The rate at which new bitcoin is created slows over time through a mechanism called the halving. Roughly every four years, the mining reward for adding a new block is cut in half. When Bitcoin launched in 2009, miners earned 50 bitcoin per block. That reward has been halved several times since, and the next halving is projected for 2028. This gradual reduction means the last bitcoin won’t be mined until around the year 2140, creating a predictable and declining rate of new supply.

Cryptography as the Foundation

Underpinning all of this is cryptography, the branch of mathematics concerned with secure communication. Bitcoin uses it in two essential ways. First, the SHA-256 hashing algorithm secures the blockchain by making it computationally impractical to alter past records. Second, public-key cryptography secures ownership. Every Bitcoin user has a pair of keys: a public key (similar to an account number, which others can send bitcoin to) and a private key (essentially a password that proves you own the bitcoin and authorizes transfers). Only someone with the private key can spend the associated funds, and the math behind the system makes it virtually impossible to derive a private key from a public one.
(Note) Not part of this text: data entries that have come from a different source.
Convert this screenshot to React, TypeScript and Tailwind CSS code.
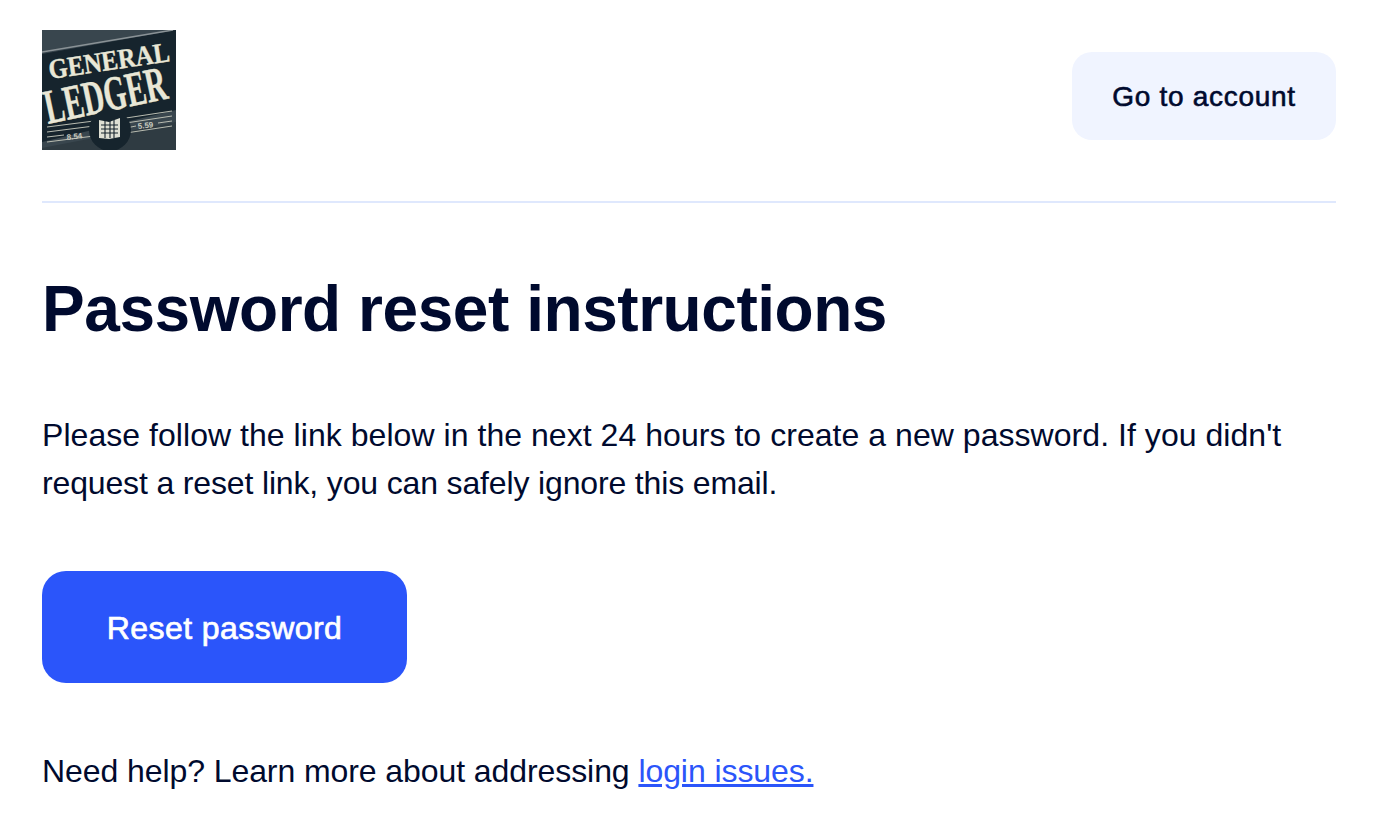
export default function App() {
  return (
    <div className="min-h-[828px] bg-white pl-[42px] pr-[46px] pt-[30px] text-[#000a2e] font-['Liberation_Sans',Arial,sans-serif]">
      <header className="flex items-start justify-between border-b-2 border-[#dfe8fd] pb-[51px]">
        <svg width="134" height="120" viewBox="0 0 134 120" className="block" role="img" aria-label="General Ledger logo">
          <rect width="134" height="120" fill="#39464e" />
          <path d="M0 24 L134 0 V80 L0 112 Z" fill="#16242d" />
          <path d="M0 22 L131 0" stroke="#8a9296" strokeWidth="1.5" />
          <path d="M0 118 L134 92 V120 H0 Z" fill="#2f3b42" />
          <g fill="#e9e7d6" stroke="#e9e7d6" strokeWidth="0.4" fontFamily="'Liberation Serif',serif" fontWeight="700">
            <text x="8" y="49" fontSize="28" transform="rotate(-8.5 8 49)" textLength="122" lengthAdjust="spacingAndGlyphs">GENERAL</text>
            <text x="6" y="94" fontSize="49" transform="rotate(-12 6 94)" textLength="124" lengthAdjust="spacingAndGlyphs">LEDGER</text>
          </g>
          <g stroke="#b8bbb0" strokeWidth="1" fill="none">
            <path d="M5 97 L52 91 M5 102 L52 96 M5 107 L22 105 M48 102 L52 101 M5 112 L52 106 M84 88 L130 81 M84 93 L130 86 M84 98 L94 96 M116 93 L130 91 M84 103 L130 96" />
          </g>
          <circle cx="68" cy="100" r="21" fill="#16242d" />
          <path d="M57 90 L67 92 L78 88 V107 L67 109 L57 108 Z" fill="#dfe0d4" />
          <path d="M59 95 H76 M59 99 H76 M59 103 H76 M63 91 V108 M68 91 V108 M72 90 V108" stroke="#16242d" strokeWidth="1.1" />
          <g fill="#c9cbc0" fontFamily="'Liberation Sans',sans-serif" fontSize="8" fontWeight="700">
            <text x="25" y="110" transform="rotate(-6 25 110)">8.54</text>
            <text x="96" y="99" transform="rotate(-6 96 99)">5.59</text>
          </g>
        </svg>
        <a href="#" className="mt-[22px] flex h-[88px] w-[264px] items-center justify-center rounded-[20px] bg-[#f0f4ff] pt-[2px] text-[28px] tracking-[0.7px] [-webkit-text-stroke:0.6px_#000a2e]">Go to account</a>
      </header>
      <h1 className="mt-[66px] text-[64px] font-bold leading-[80px] tracking-[-0.45px]">Password reset instructions</h1>
      <p className="mt-[62px] text-[32px] leading-[48px] tracking-[0.045px]">Please follow the link below in the next 24 hours to create a new password. If you didn't <span className="tracking-[-0.15px]">request a reset link, you can safely ignore this email.</span></p>
      <a href="#" className="mt-[64px] flex h-[112px] w-[365px] items-center justify-center rounded-[24px] bg-[#2b55fa] pt-[2px] text-[32px] tracking-[0.45px] text-white [-webkit-text-stroke:0.7px_#ffffff]">Reset password</a>
      <p className="mt-[64px] text-[32px] leading-[48px] tracking-[-0.08px]">Need help? Learn more about addressing <a href="#" className="text-[#2b55fa] underline">login issues.</a></p>
    </div>
  );
}
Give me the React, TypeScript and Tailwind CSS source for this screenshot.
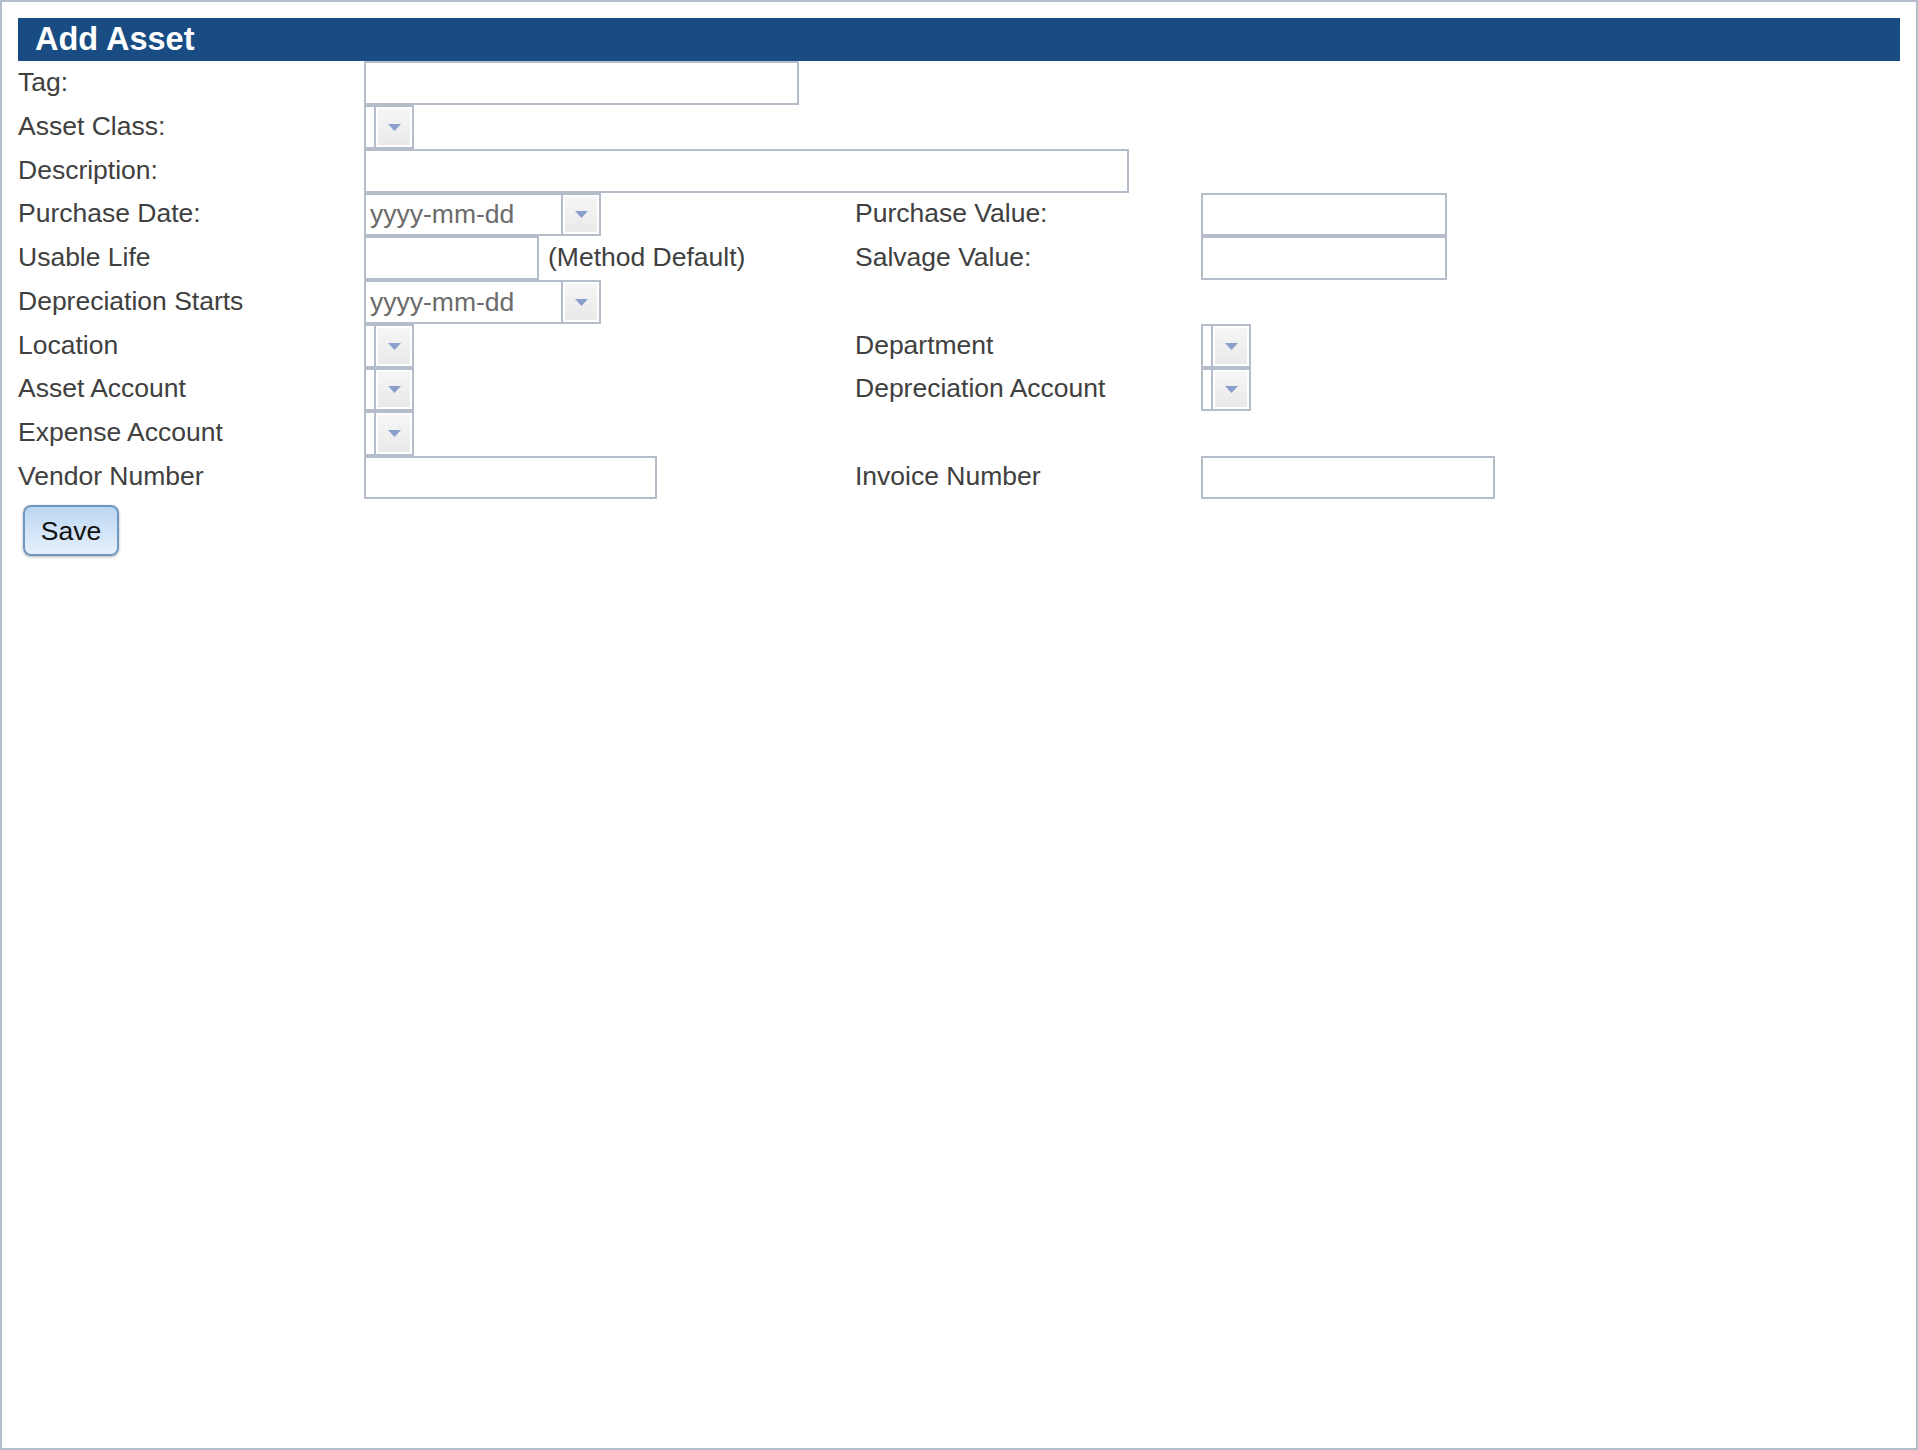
import React from 'react';

const bd = 'border-2 border-[#b6bdca]';

function Arrow() {
  return (
    <svg width="13" height="7" viewBox="0 0 13 7">
      <polygon points="0,0 13,0 6.5,7" fill="#8a9fcb" />
    </svg>);

}

function DropButton() {
  return (
    <div className="w-[38px] h-full border-l-2 border-[#b6bdca] p-[2px] bg-white">
      <div className="w-full h-full bg-gradient-to-b from-[#f6f6f6] to-[#e9e9e9] flex items-center justify-center">
        <Arrow />
      </div>
    </div>);

}

function Combo() {
  return (
    <div className={`${bd} h-full w-[50px] flex bg-white`}>
      <div className="w-[8px]" />
      <DropButton />
    </div>);

}

function DateField() {
  return (
    <div className={`${bd} h-full w-[237px] flex bg-white`}>
      <div className="flex-1 flex items-center pl-[4px] pb-[1px] text-[#6b6b6b]">yyyy-mm-dd</div>
      <DropButton />
    </div>);

}

function TextBox({ w }: {w: string;}) {
  return <div className={`${bd} h-full ${w} bg-white`} />;
}

function Label({ children }: {children: React.ReactNode;}) {
  return <div className="flex items-center pb-[3px] text-[#404040]">{children}</div>;
}

export default function App() {
  return (
    <div className="w-[1918px] h-[1450px] border-2 border-[#b6bdca] bg-white px-[16px] pt-[16px] font-['Liberation_Sans',Arial,sans-serif] text-[26.5px] leading-[30px]">
      <div className="h-[43px] bg-[#1a4c84] pl-[17px] text-white font-bold text-[32.5px] leading-[43px]">
        Add Asset
      </div>

      <div className="grid grid-cols-[346px_491px_346px_1fr] grid-rows-[44px_44px_44px_43px_44px_44px_44px_43px_45px_43px]">
        <Label>Tag:</Label>
        <div className="col-span-3"><TextBox w="w-[435px]" /></div>

        <Label>Asset Class:</Label>
        <div className="col-span-3"><Combo /></div>

        <Label>Description:</Label>
        <div className="col-span-3"><TextBox w="w-[765px]" /></div>

        <Label>Purchase Date:</Label>
        <div><DateField /></div>
        <Label>Purchase Value:</Label>
        <div><TextBox w="w-[246px]" /></div>

        <Label>Usable Life</Label>
        <div className="flex items-center h-full">
          <TextBox w="w-[175px]" />
          <span className="ml-[9px] pb-[3px] text-[#404040]">(Method Default)</span>
        </div>
        <Label>Salvage Value:</Label>
        <div><TextBox w="w-[246px]" /></div>

        <Label>Depreciation Starts</Label>
        <div className="col-span-3"><DateField /></div>

        <Label>Location</Label>
        <div><Combo /></div>
        <Label>Department</Label>
        <div><Combo /></div>

        <Label>Asset Account</Label>
        <div><Combo /></div>
        <Label>Depreciation Account</Label>
        <div><Combo /></div>

        <Label>Expense Account</Label>
        <div className="col-span-3"><Combo /></div>

        <Label>Vendor Number</Label>
        <div><TextBox w="w-[293px]" /></div>
        <Label>Invoice Number</Label>
        <div><TextBox w="w-[294px]" /></div>
      </div>

      <button className="mt-[6px] ml-[5px] w-[96px] h-[51px] rounded-[8px] border-2 border-[#6f97c1] bg-gradient-to-b from-[#bbd6f2] to-[#e6f0fb] text-[#111] text-[26.5px] shadow-[0_1px_3px_rgba(0,0,0,0.3)]">
        Save
      </button>
    </div>);

}
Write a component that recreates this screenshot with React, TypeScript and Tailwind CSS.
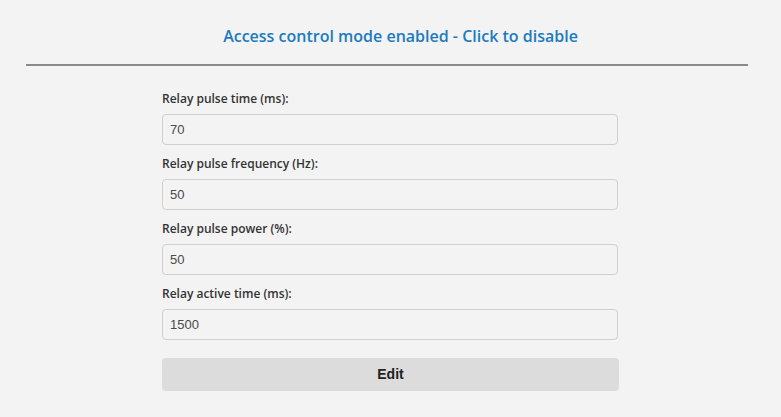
import React from "react";

const fields = [
  { label: "Relay pulse time (ms):", value: "70" },
  { label: "Relay pulse frequency (Hz):", value: "50" },
  { label: "Relay pulse power (%):", value: "50" },
  { label: "Relay active time (ms):", value: "1500" },
];

export default function App() {
  return (
    <div className="w-[781px] h-[417px] bg-[#f3f3f3] overflow-hidden">
      <div className="pt-[25px] pl-[20px] flex justify-center">
        <span
          className="text-[16px] font-semibold text-[#1b7bc0] leading-[22px] cursor-pointer"
          style={{ fontFamily: '"Open Sans", sans-serif' }}
        >
          Access control mode enabled - Click to disable
        </span>
      </div>
      <div className="mx-[26px] mt-[17px] h-[2px] bg-[#8a8a8a] w-[722px]" />
      <div className="ml-[162px] w-[456px] pt-[22px] flex flex-col">
        {fields.map((f) => (
          <div key={f.label} className="flex flex-col mb-[4px]">
            <label
              className="text-[12px] font-semibold text-[#333] leading-[17px] h-[26px] pt-[2px]"
              style={{ fontFamily: '"Open Sans", sans-serif' }}
            >
              {f.label}
            </label>
            <div
              className="h-[31px] border border-[#cfcfcf] rounded-[4px] bg-[#f3f3f3] flex items-center pl-[7px] text-[13px] text-[#4a4a4a]"
              style={{ fontFamily: '"Liberation Sans", Arial, sans-serif' }}
            >
              {f.value}
            </div>
            <div className="h-[4px]" />
          </div>
        ))}
        <button
          className="mt-[10px] h-[33px] w-[457px] rounded-[4px] bg-[#dcdcdc] text-[14px] font-bold text-[#222]"
          style={{ fontFamily: '"Liberation Sans", Arial, sans-serif' }}
        >
          Edit
        </button>
      </div>
    </div>
  );
}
This is what Nakamoto meant by “cryptographic proof instead of trust.” You don’t need to trust a bank to confirm your balance or authorize your payment. The math handles it.

Why It All Matters

Bitcoin isn’t based on gold, a government’s promise, or a company’s balance sheet. It’s based on a set of open-source rules enforced by a global network of independent computers, secured by energy-intensive computation, and governed by cryptographic math. The value people assign to it comes from the combination of its verifiable scarcity, its resistance to censorship and tampering, and the fact that anyone with an internet connection can use it without needing permission from an intermediary.